- _TO DO_:
Review the material line by line. Identify and copy every line that contains the string "Tailwind".

(begin)

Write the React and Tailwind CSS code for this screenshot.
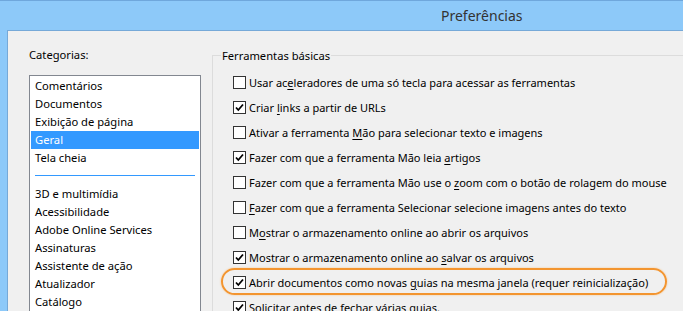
const categoriasTopo = ["Comentários", "Documentos", "Exibição de página", "Geral", "Tela cheia"];
const categoriasBaixo = [
  "3D e multimídia",
  "Acessibilidade",
  "Adobe Online Services",
  "Assinaturas",
  "Assistente de ação",
  "Atualizador",
  "Catálogo",
];

// [antes, letra sublinhada, depois, marcado]
const opcoes = [
  ["Usar ac", "e", "leradores de uma só tecla para acessar as ferramentas", false],
  ["Criar ", "l", "inks a partir de URLs", true],
  ["Ativar a ferramenta ", "M", "ão para selecionar texto e imagens", false],
  ["Fazer com que a ferramenta Mão leia ", "a", "rtigos", true],
  ["Fazer com que a ferramenta Mão use o ", "z", "oom com o botão de rolagem do mouse", false],
  ["", "F", "azer com que a ferramenta Selecionar selecione imagens antes do texto", false],
  ["M", "o", "strar o armazenamento online ao abrir os arquivos", false],
  ["Mostrar o armazenamento online ao ", "s", "alvar os arquivos", true],
  ["Abrir documentos como novas ", "g", "uias na mesma janela (requer reinicialização)", true],
  ["Solicitar antes de fechar várias guias.", "", "", true],
];

function Checkbox({ checked }) {
  return (
    <span className="w-[13px] h-[13px] shrink-0 border border-[#333] bg-white flex items-center justify-center">
      {checked && (
        <svg width="9" height="9" viewBox="0 0 9 9">
          <path d="M1 4.5 L3.3 7 L8 1.5" fill="none" stroke="#000" strokeWidth="1.8" />
        </svg>
      )}
    </span>
  );
}

export default function App() {
  return (
    <div
      className="w-[683px] h-[311px] overflow-hidden bg-[#8dc9f9] border-t border-[#6fa7dc] flex flex-col text-[11.2px] text-black"
      style={{ fontFamily: '"Noto Sans", "Open Sans", sans-serif' }}
    >
      {/* Barra de título */}
      <div className="h-[29px] shrink-0 flex items-center pl-[441px] text-[14px] text-[#333]">
        Preferências
      </div>

      <div className="flex-1 ml-[7px] bg-[#f0f0f0] border-l border-t border-[#76a9d8] flex">
        {/* Categorias */}
        <div className="w-[204px] shrink-0 pl-[21px] pt-[15px] flex flex-col">
          <div className="h-[18px] leading-[18px]">Categorias:</div>
          <div className="mt-[11px] w-[172px] flex-1 border border-[#828790] bg-white px-[1px] pt-[1px]">
            {categoriasTopo.map((c) => (
              <div
                key={c}
                className={`h-[18px] leading-[18px] pl-[4px] ${c === "Geral" ? "bg-[#3399ff] text-white" : ""}`}
              >
                {c}
              </div>
            ))}
            <div className="mx-[4px] mt-[8px] mb-[9px] h-px bg-[#3399ff]" />
            {categoriasBaixo.map((c) => (
              <div key={c} className="h-[18px] leading-[18px] pl-[4px]">
                {c}
              </div>
            ))}
          </div>
        </div>

        {/* Ferramentas básicas */}
        <div className="flex-1 pt-[24px] relative">
          <div className="h-full border-l border-t border-[#dcdcdc] relative">
            <div className="absolute -top-[9px] left-[8px] px-[1px] bg-[#f0f0f0] leading-[18px]">
              Ferramentas básicas
            </div>
            <div className="pt-[20px] pl-[20px] flex flex-col gap-[12px] text-[11px]">
              {opcoes.map(([a, u, b, checked], i) => (
                <div key={i} className="h-[13px] flex items-center gap-[3px] whitespace-nowrap">
                  <Checkbox checked={checked} />
                  <span className="leading-[18px]">
                    {a}
                    {u && <span className="underline underline-offset-2">{u}</span>}
                    {b}
                  </span>
                </div>
              ))}
            </div>
            <div className="absolute left-[8px] top-[212px] w-[446px] h-[27px] rounded-full border-2 border-[#f39530] shadow-[0_0_2px_#f8c080]" />
          </div>
        </div>
      </div>
    </div>
  );
}
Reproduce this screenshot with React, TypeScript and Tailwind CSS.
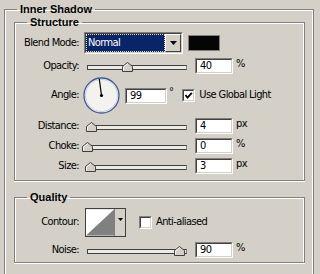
import React from 'react';

const etched = 'border border-[#808080] shadow-[inset_1px_1px_0_#fff,inset_-1px_0_0_#fff,0_1px_0_#fff]';

const Field = ({ value }: { value: string }) => (
  <div className="h-[16px] w-[38px] border border-t-[#808080] border-l-[#808080] border-b-white border-r-white">
    <div className="h-full w-full border border-t-[#404040] border-l-[#404040] border-b-[#d4d0c8] border-r-[#d4d0c8] bg-white pl-[3px] leading-[12px]">
      {value}
    </div>
  </div>
);

const Thumb = () => (
  <svg width="11" height="10" viewBox="0 0 11 10">
    <path d="M0.5 9.5 V4.5 L5.5 0.5 L10.5 4.5 V9.5 Z" fill="#d4d0c8" stroke="#404040" />
    <path d="M1.5 8.5 V5 L5.5 1.8" fill="none" stroke="#fff" />
  </svg>
);

const Slider = ({ pct }: { pct: number }) => (
  <div className="relative h-[16px] w-[100px] pt-[7px]">
    <div className="h-[5px] border border-t-[#404040] border-l-[#404040] border-b-[#404040] border-r-[#808080] bg-[#ecebe6]" />
    <div className="absolute top-[4px]" style={{ left: `calc(${pct}% - 5px)` }}>
      <Thumb />
    </div>
  </div>
);

const Check = ({ checked }: { checked: boolean }) => (
  <div className="h-[13px] w-[13px] border border-t-[#808080] border-l-[#808080] border-b-white border-r-white">
    <div className="h-full w-full border border-t-[#404040] border-l-[#404040] border-b-[#d4d0c8] border-r-[#d4d0c8] bg-white">
      {checked && (
        <svg width="9" height="9" viewBox="0 0 9 9">
          <path d="M1.5 4 L3.5 6.5 L7.8 1.8" fill="none" stroke="#000" strokeWidth="1.8" />
        </svg>
      )}
    </div>
  </div>
);

const Label = ({ children }: { children: React.ReactNode }) => (
  <div className="w-[64px] shrink-0 text-right">{children}</div>
);

const Arrow = () => (
  <svg width="7" height="4" viewBox="0 0 7 4">
    <path d="M0 0 H7 L3.5 4 Z" fill="#000" />
  </svg>
);

const SliderRow = ({ label, pct, value, unit, className }: { label: string; pct: number; value: string; unit: string; className: string }) => (
  <div className={`flex h-[16px] items-center ${className}`}>
    <Label>{label}</Label>
    <div className="ml-[8px]">
      <Slider pct={pct} />
    </div>
    <div className="ml-[8px]">
      <Field value={value} />
    </div>
    <span className="ml-[3px] self-start leading-[12px]">{unit}</span>
  </div>
);

export default function App() {
  return (
    <div className="h-[274px] w-[320px] overflow-hidden bg-[#d4d0c8] pt-[3px] pl-[4px] font-['DejaVu_Sans_Condensed','Liberation_Sans',sans-serif] text-[11px] tracking-[-0.6px] text-black">
      <fieldset className={`w-[310px] pl-[9px] pr-[8px] pb-[20px] ${etched}`}>
        <legend className="ml-[3px] px-[3px] font-['Liberation_Sans',Arial,sans-serif] text-[11px] font-bold leading-[13px] tracking-normal">Inner Shadow</legend>

        <fieldset className={`w-[291px] pb-[6px] ${etched}`}>
          <legend className="ml-[12px] px-[3px] font-['Liberation_Sans',Arial,sans-serif] font-bold leading-[13px] tracking-normal">Structure</legend>

          <div className="mt-[3px] flex h-[22px] items-center">
            <Label>Blend Mode:</Label>
            <div className="ml-[5px] flex h-[22px] w-[99px] border border-t-[#808080] border-l-[#808080] border-b-white border-r-white">
              <div className="flex flex-1 border border-t-[#404040] border-l-[#404040] border-b-[#d4d0c8] border-r-[#d4d0c8]">
                <div className="flex flex-1 items-center border border-dotted border-[#e6dc9a] bg-[#0a246a] pl-[1px] text-white">Normal</div>
                <div className="flex w-[16px] items-center justify-center border border-t-white border-l-white border-b-[#404040] border-r-[#404040] bg-[#d4d0c8]">
                  <Arrow />
                </div>
              </div>
            </div>
            <div className="ml-[5px] h-[16px] w-[32px] border border-[#808080] bg-[#050505]" />
          </div>

          <SliderRow label="Opacity:" pct={40} value="40" unit="%" className="mt-[4px]" />

          <div className="mt-[3px] flex h-[37px] items-center">
            <Label>Angle:</Label>
            <svg className="ml-[4px]" width="37" height="37" viewBox="0 0 37 37">
              <circle cx="18.5" cy="18.5" r="17.5" fill="#f3f2ee" stroke="#3f5a8f" strokeWidth="1.3" />
              <circle cx="18.5" cy="18.5" r="16.2" fill="none" stroke="#b9c3d8" strokeWidth="0.8" />
              <line x1="18.5" y1="18.5" x2="16.3" y2="2" stroke="#000" strokeWidth="1.2" />
              <circle cx="18.5" cy="18.5" r="1.6" fill="#000" />
            </svg>
            <div className="ml-[5px] h-[16px] w-[42px] border border-t-[#808080] border-l-[#808080] border-b-white border-r-white">
              <div className="h-full w-full border border-t-[#404040] border-l-[#404040] border-b-[#d4d0c8] border-r-[#d4d0c8] bg-white pl-[3px] leading-[12px]">99</div>
            </div>
            <span className="ml-[2px] mt-[10px] self-start leading-[10px]">°</span>
            <div className="ml-[9px]">
              <Check checked />
            </div>
            <span className="ml-[4px]">Use Global Light</span>
          </div>

          <SliderRow label="Distance:" pct={4} value="4" unit="px" className="mt-[4px]" />
          <SliderRow label="Choke:" pct={0} value="0" unit="%" className="mt-[4px]" />
          <SliderRow label="Size:" pct={3} value="3" unit="px" className="mt-[4px]" />
        </fieldset>

        <fieldset className={`mt-[10px] w-[291px] pb-[4px] ${etched}`}>
          <legend className="ml-[12px] px-[3px] font-['Liberation_Sans',Arial,sans-serif] font-bold leading-[13px] tracking-normal">Quality</legend>

          <div className="mt-[4px] flex h-[29px] items-center">
            <Label>Contour:</Label>
            <div className="ml-[6px] flex h-[29px] w-[41px] border border-[#404040] bg-[#d4d0c8]">
              <svg width="29" height="27" viewBox="0 0 29 27" className="border-r border-[#808080]">
                <rect width="29" height="27" fill="#fff" />
                <path d="M0 27 L29 0 V27 Z" fill="#808080" />
              </svg>
              <div className="flex flex-1 justify-center pt-[9px]">
                <svg width="5" height="3" viewBox="0 0 5 3">
                  <path d="M0 0 H5 L2.5 3 Z" fill="#000" />
                </svg>
              </div>
            </div>
            <div className="ml-[13px]">
              <Check checked={false} />
            </div>
            <span className="ml-[4px]">Anti-aliased</span>
          </div>

          <SliderRow label="Noise:" pct={92} value="90" unit="%" className="mt-[5px]" />
        </fieldset>
      </fieldset>
    </div>
  );
}
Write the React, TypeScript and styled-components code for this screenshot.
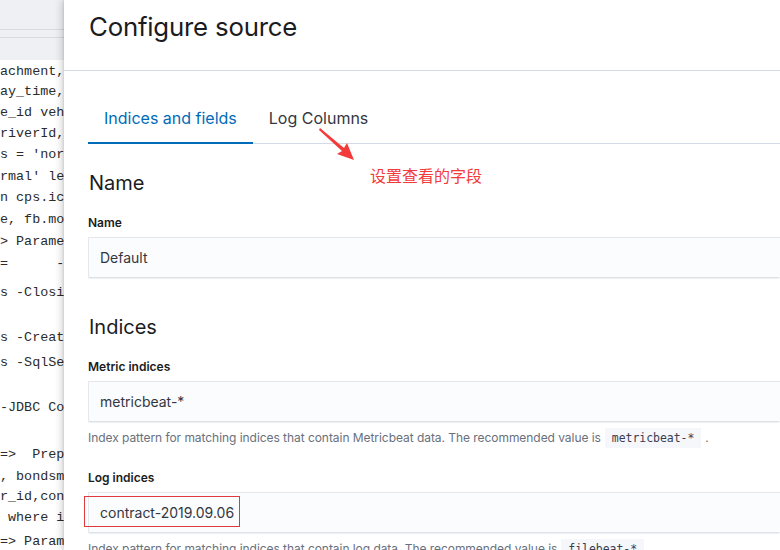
import React from "react";
import styled, { createGlobalStyle } from "styled-components";

const Global = createGlobalStyle`
  html, body { margin: 0; padding: 0; width: 780px; height: 550px; overflow: hidden; background: #fff; }
  #root { width: 780px; height: 550px; }
`;

const Page = styled.div`
  display: flex;
  width: 780px;
  height: 550px;
  overflow: hidden;
  position: relative;
`;

const Backdrop = styled.div`
  width: 64px;
  flex: none;
  display: flex;
  flex-direction: column;
  overflow: hidden;
  background: #fff;
`;

const BackTop = styled.div`
  height: 60px;
  flex: none;
  background: #eef0f3;
  display: flex;
  flex-direction: column;
  padding-top: 29px;
  box-sizing: border-box;
  gap: 7px;
`;

const BackRule = styled.div`
  height: 1px;
  background: #d8dbe0;
`;

const Code = styled.div`
  display: flex;
  flex-direction: column;
  padding-top: 2px;
  flex: none;
`;

const CodeLine = styled.div<{ $h: number }>`
  height: ${(p) => p.$h}px;
  flex: none;
  line-height: 20px;
  font-family: "Liberation Mono", "DejaVu Sans Mono", monospace;
  font-size: 13.4px;
  color: #2b2b2b;
  white-space: pre;
  overflow: hidden;
`;

const Flyout = styled.div`
  flex: 1;
  min-width: 0;
  background: #fff;
  box-shadow: -2px 0 8px rgba(0, 0, 0, 0.18), -1px 0 2px rgba(0, 0, 0, 0.08);
  display: flex;
  flex-direction: column;
  font-family: Inter, "Noto Sans", sans-serif;
  z-index: 1;
  overflow: hidden;
`;

const Header = styled.div`
  height: 71px;
  flex: none;
  box-sizing: border-box;
  border-bottom: 1px solid #d3dae6;
  padding: 8px 24px 0 25px;
`;

const Title = styled.h2`
  margin: 0;
  font-size: 25.8px;
  font-weight: 400;
  line-height: 38px;
  color: #1a1c21;
  letter-spacing: -0.2px;
`;

const Body = styled.div`
  flex: none;
  padding: 24px 0 0 24px;
  display: flex;
  flex-direction: column;
`;

const Tabs = styled.div`
  display: flex;
  height: 48px;
  flex: none;
  border-bottom: 1px solid #d3dae6;
  margin-bottom: 25px;
`;

const Tab = styled.div<{ $active?: boolean }>`
  padding: 0 16px 4px;
  display: flex;
  align-items: center;
  font-size: 16px;
  color: ${(p) => (p.$active ? "#006bb8" : "#343741")};
  box-shadow: ${(p) => (p.$active ? "inset 0 -2px 0 #006bb8" : "none")};
  margin-bottom: -1px;
`;

const SectionTitle = styled.h3`
  margin: 0 0 18px 1px;
  font-size: 20px;
  font-weight: 400;
  line-height: 28px;
  color: #1a1c21;
`;

const Label = styled.div`
  font-size: 12px;
  font-weight: 600;
  color: #1a1c21;
  line-height: 16px;
  margin-bottom: 6px;
`;

const InputWrap = styled.div`
  position: relative;
`;

const Input = styled.div`
  height: 40px;
  box-sizing: border-box;
  background: #fbfcfd;
  border-top: 1px solid #e4e7ec;
  border-left: 1px solid #e4e7ec;
  box-shadow: 0 2px 0 -0.5px #dfe2e7;
  display: flex;
  align-items: center;
  padding-left: 11px;
  font-size: 14px;
  color: #343741;
`;

const Highlight = styled.div`
  position: absolute;
  left: -4px;
  top: 4px;
  width: 156px;
  height: 31px;
  box-sizing: border-box;
  border: 1px solid #e0393e;
`;

const Help = styled.div`
  font-size: 12px;
  color: #69707d;
  line-height: 18px;
  margin-top: 8px;
  white-space: nowrap;
  letter-spacing: -0.05px;
`;

const Chip = styled.code`
  font-family: "DejaVu Sans Mono", "Liberation Mono", monospace;
  font-size: 11.5px;
  background: #f5f7fa;
  color: #3b3d52;
  padding: 3px 7px;
  margin: 0 4px;
`;

const Field = styled.div<{ $mb: number }>`
  display: flex;
  flex-direction: column;
  margin-bottom: ${(p) => p.$mb}px;
`;

const Note = styled.div`
  position: absolute;
  left: 316px;
  top: 126px;
  display: flex;
  align-items: flex-end;
  pointer-events: none;
  z-index: 2;
`;

const NoteText = styled.span`
  font-family: "Noto Sans CJK SC", sans-serif;
  font-size: 16px;
  color: #f43b3b;
  margin-left: 14px;
  line-height: 20px;
  margin-bottom: -23px;
`;

const codeLines: [string, number][] = [
  ["achment,", 20],
  ["ay_time,", 21],
  ["e_id veh", 21],
  ["riverId,", 21],
  ["s = 'nor", 22],
  ["rmal' lef", 21],
  ["n cps.ic", 22],
  ["e, fb.mo", 22],
  ["> Parame", 22],
  ["=      -", 29],
  ["s -Closi", 22],
  ["", 23],
  ["s -Creat", 25],
  ["s -SqlSe", 22],
  ["", 23],
  ["-JDBC Co", 23],
  ["", 24],
  ["=>  Prep", 22],
  [", bondsm", 20],
  ["r_id,con", 21],
  [" where i", 24],
  ["=> Param", 22],
];

export default function App() {
  return (
    <>
      <Global />
      <Page>
        <Backdrop>
          <BackTop>
            <BackRule />
            <BackRule />
          </BackTop>
          <Code>
            {codeLines.map(([t, h], i) => (
              <CodeLine key={i} $h={h}>
                {t}
              </CodeLine>
            ))}
          </Code>
        </Backdrop>
        <Flyout>
          <Header>
            <Title>Configure source</Title>
          </Header>
          <Body>
            <Tabs>
              <Tab $active>Indices and fields</Tab>
              <Tab>Log Columns</Tab>
            </Tabs>
            <SectionTitle>Name</SectionTitle>
            <Field $mb={36}>
              <Label>Name</Label>
              <Input>Default</Input>
            </Field>
            <SectionTitle>Indices</SectionTitle>
            <Field $mb={23}>
              <Label>Metric indices</Label>
              <Input>metricbeat-*</Input>
              <Help>
                Index pattern for matching indices that contain Metricbeat data. The recommended value is
                <Chip>metricbeat-*</Chip>.
              </Help>
            </Field>
            <Field $mb={0}>
              <Label>Log indices</Label>
              <InputWrap>
                <Input>contract-2019.09.06</Input>
                <Highlight />
              </InputWrap>
              <Help>
                Index pattern for matching indices that contain log data. The recommended value is
                <Chip>filebeat-*</Chip>.
              </Help>
            </Field>
          </Body>
        </Flyout>
        <Note>
          <svg width="40" height="36" viewBox="0 0 40 36">
            <path d="M4 2 L28 22 L31 17 L38 34 L21 28 L26 25 L3 4 Z" fill="#f43b3b" />
          </svg>
          <NoteText>设置查看的字段</NoteText>
        </Note>
      </Page>
    </>
  );
}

(end)

- _ANSWER FOR THE TASK_:
Write the React and Tailwind CSS code for this screenshot.
Reproduce this screenshot with React, TypeScript and Tailwind CSS.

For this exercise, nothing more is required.